**WHAT IS ASKED:** Start at the top of the records and, please, print each line exactly through the line that contains "import React from", leaving out all pictures.

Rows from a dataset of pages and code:
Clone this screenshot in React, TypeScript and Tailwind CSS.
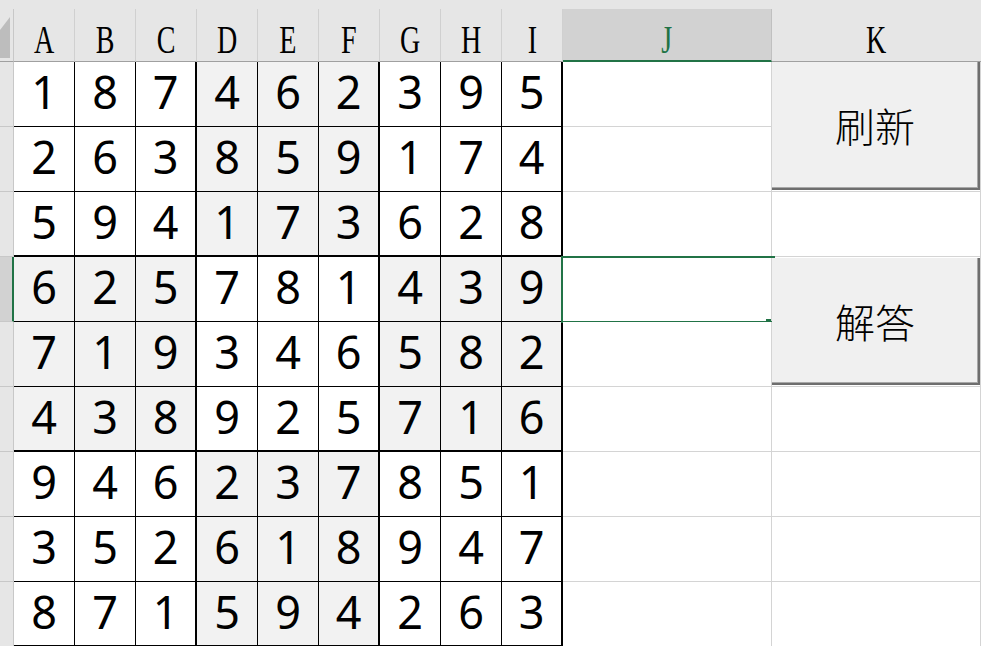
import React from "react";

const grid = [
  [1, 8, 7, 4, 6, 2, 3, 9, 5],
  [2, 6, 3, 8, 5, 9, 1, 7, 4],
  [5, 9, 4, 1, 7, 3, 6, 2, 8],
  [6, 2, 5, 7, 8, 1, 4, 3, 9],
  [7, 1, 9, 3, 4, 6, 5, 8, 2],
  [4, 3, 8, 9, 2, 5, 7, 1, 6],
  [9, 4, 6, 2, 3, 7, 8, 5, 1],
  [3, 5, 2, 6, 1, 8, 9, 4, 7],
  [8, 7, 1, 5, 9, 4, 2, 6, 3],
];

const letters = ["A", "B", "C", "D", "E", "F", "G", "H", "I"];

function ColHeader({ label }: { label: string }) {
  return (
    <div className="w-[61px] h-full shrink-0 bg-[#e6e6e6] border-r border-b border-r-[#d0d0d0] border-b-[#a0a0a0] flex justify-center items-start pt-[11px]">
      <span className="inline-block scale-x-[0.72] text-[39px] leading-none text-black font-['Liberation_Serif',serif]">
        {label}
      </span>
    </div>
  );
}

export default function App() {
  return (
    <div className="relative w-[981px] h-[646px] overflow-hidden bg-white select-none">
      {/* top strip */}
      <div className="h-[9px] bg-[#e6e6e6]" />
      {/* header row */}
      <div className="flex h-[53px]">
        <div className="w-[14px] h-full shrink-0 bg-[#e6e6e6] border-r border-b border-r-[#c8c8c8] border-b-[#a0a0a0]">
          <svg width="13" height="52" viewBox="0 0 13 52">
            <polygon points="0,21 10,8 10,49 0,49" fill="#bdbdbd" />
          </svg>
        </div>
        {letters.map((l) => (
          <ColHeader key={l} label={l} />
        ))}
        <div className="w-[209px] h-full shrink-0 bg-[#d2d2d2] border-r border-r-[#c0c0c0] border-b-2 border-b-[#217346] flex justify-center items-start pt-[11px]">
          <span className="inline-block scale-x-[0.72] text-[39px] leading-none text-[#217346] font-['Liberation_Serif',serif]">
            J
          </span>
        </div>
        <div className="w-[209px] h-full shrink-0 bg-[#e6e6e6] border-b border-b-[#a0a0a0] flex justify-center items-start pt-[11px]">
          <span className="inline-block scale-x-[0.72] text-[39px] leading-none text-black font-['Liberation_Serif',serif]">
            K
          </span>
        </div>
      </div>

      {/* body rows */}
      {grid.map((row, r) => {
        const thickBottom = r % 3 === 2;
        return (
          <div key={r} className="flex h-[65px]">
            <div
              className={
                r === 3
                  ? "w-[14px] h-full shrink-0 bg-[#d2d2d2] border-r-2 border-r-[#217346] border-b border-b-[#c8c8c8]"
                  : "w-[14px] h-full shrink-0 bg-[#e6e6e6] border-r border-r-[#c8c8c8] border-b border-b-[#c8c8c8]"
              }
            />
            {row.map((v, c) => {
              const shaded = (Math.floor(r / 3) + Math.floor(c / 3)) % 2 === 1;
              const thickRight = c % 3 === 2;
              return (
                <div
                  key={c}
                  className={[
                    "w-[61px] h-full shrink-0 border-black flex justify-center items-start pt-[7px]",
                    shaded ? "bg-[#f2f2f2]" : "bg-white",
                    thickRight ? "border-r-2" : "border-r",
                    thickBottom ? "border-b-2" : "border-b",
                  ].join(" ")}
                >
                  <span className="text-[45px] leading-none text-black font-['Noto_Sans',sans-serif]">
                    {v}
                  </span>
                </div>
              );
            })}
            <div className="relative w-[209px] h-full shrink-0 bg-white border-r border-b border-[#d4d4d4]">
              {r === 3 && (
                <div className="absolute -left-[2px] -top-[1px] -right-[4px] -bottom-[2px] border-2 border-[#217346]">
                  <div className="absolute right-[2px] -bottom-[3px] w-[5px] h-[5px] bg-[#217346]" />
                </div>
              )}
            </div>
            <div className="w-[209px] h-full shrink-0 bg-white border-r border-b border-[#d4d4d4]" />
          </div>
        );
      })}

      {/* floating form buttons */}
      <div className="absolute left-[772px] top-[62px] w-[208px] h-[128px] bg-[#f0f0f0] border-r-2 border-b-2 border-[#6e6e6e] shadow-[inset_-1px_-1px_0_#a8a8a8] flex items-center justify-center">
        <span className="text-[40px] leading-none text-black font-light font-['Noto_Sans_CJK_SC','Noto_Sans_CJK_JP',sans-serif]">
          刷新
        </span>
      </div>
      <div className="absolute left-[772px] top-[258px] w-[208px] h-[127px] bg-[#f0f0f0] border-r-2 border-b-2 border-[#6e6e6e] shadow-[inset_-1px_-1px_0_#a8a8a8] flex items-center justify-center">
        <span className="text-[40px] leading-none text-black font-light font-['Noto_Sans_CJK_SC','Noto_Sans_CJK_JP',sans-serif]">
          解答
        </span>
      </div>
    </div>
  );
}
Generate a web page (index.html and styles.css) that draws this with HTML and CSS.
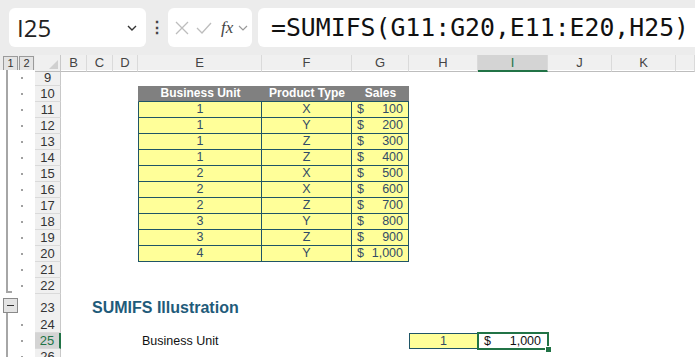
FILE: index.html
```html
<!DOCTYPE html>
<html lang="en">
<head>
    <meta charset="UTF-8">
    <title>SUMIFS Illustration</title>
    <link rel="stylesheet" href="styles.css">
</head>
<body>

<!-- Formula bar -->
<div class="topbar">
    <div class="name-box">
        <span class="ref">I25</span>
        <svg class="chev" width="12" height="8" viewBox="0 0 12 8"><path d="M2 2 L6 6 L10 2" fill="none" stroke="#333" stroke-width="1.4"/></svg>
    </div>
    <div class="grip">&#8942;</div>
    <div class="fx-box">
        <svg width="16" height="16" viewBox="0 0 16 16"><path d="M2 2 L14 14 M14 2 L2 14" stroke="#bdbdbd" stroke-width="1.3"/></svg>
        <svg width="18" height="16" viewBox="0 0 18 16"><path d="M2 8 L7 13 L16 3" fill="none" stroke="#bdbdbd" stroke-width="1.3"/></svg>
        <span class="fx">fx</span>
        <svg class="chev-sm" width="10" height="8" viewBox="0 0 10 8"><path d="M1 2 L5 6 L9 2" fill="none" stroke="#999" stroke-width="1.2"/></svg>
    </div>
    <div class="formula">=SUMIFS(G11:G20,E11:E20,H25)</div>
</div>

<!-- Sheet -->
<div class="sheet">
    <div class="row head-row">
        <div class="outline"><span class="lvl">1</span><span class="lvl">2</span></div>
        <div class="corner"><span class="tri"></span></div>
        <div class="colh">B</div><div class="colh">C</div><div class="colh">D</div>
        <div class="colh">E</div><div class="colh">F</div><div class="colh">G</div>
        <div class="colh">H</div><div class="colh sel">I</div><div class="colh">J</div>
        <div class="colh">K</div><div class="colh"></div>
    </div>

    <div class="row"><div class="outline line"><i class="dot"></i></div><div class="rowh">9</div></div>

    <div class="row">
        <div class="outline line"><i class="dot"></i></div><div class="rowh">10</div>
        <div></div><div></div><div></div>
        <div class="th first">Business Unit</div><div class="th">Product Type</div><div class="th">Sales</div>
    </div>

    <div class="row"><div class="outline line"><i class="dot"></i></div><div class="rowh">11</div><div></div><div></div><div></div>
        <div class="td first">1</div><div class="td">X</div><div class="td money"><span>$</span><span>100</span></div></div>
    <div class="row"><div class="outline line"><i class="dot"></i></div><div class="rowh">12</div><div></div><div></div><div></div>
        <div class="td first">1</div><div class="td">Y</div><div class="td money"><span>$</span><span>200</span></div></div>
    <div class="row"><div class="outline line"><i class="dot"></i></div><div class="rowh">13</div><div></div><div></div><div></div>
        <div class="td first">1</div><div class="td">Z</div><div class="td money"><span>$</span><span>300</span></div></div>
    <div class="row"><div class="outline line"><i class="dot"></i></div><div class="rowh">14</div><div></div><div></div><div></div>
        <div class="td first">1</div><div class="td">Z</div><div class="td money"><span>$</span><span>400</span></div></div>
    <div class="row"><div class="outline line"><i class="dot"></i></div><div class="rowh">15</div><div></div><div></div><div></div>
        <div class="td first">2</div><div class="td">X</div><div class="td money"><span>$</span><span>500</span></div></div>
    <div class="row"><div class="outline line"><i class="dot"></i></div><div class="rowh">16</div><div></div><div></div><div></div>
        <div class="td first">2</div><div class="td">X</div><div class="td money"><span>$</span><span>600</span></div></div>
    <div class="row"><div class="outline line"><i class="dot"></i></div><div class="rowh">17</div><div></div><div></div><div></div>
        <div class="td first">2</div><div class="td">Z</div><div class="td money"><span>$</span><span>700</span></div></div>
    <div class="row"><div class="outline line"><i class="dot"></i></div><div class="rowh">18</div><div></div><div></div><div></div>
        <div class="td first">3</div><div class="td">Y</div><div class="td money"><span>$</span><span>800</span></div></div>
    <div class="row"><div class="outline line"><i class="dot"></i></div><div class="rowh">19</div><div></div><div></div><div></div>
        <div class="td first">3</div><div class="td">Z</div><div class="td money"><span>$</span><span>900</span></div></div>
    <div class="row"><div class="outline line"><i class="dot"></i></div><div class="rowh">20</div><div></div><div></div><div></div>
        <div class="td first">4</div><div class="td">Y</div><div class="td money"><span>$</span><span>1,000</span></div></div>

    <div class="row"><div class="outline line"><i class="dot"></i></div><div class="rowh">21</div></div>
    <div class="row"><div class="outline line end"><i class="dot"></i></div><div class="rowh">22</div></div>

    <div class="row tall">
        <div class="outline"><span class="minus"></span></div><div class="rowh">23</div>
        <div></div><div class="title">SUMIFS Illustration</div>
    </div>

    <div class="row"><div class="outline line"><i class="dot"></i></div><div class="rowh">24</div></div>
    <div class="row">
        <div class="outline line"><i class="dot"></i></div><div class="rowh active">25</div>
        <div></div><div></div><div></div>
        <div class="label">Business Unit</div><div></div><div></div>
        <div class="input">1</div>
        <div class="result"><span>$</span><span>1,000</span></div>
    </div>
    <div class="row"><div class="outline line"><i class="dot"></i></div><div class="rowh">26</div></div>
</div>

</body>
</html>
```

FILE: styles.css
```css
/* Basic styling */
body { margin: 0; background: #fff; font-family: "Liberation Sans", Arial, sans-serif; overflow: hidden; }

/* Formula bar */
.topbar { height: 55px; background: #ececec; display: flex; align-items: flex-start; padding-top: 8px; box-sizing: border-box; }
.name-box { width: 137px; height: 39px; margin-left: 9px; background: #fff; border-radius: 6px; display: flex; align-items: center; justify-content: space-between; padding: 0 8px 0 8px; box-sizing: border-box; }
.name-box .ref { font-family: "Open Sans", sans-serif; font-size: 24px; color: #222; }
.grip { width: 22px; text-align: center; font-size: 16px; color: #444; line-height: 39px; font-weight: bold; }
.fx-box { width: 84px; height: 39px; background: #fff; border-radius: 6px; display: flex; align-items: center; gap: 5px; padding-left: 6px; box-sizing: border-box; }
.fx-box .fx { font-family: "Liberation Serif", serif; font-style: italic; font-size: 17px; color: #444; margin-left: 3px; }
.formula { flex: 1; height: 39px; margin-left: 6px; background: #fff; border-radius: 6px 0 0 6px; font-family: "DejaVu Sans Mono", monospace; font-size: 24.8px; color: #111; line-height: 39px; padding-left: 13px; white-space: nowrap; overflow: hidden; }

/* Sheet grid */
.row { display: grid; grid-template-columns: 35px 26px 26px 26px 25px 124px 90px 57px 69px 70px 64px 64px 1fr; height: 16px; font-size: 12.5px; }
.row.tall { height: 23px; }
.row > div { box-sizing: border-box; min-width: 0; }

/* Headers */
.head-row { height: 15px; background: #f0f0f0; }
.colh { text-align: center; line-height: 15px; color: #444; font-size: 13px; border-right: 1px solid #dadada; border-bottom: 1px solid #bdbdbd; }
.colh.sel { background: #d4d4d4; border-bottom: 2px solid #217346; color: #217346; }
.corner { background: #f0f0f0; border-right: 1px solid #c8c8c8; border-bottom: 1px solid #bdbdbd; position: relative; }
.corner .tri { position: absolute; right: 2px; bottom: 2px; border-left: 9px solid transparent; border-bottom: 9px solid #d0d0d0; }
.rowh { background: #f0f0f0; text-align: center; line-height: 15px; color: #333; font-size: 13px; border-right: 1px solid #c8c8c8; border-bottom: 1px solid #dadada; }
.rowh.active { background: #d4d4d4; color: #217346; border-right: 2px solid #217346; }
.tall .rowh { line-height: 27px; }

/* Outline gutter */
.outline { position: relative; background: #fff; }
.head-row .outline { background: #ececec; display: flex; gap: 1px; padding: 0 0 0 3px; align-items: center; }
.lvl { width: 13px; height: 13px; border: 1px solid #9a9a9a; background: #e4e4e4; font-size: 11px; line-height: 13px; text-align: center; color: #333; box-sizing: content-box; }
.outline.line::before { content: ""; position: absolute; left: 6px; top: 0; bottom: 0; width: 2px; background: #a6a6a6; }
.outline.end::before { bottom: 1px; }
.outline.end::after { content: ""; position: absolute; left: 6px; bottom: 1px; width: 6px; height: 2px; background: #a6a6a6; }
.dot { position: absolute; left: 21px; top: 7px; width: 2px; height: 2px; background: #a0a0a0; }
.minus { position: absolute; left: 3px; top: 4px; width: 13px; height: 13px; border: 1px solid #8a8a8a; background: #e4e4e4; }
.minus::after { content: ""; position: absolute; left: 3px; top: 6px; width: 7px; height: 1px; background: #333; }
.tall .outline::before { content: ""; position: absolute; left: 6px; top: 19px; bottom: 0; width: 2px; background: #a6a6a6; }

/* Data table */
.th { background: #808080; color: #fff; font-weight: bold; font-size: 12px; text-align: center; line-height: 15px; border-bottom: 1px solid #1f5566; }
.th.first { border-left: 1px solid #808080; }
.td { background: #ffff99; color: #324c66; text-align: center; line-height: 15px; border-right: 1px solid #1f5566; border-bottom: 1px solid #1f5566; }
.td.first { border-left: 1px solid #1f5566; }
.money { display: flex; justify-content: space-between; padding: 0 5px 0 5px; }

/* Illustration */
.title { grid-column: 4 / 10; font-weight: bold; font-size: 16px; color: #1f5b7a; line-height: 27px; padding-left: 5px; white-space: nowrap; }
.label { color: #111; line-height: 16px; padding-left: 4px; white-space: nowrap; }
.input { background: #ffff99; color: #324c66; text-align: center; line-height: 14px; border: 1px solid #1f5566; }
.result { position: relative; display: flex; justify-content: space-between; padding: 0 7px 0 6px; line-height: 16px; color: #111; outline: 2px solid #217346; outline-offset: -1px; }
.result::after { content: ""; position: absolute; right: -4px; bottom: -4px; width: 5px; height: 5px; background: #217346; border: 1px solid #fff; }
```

**RESULT FOR THIS TASK:**
Clone this screenshot in React, TypeScript and Tailwind CSS.
import React from "react";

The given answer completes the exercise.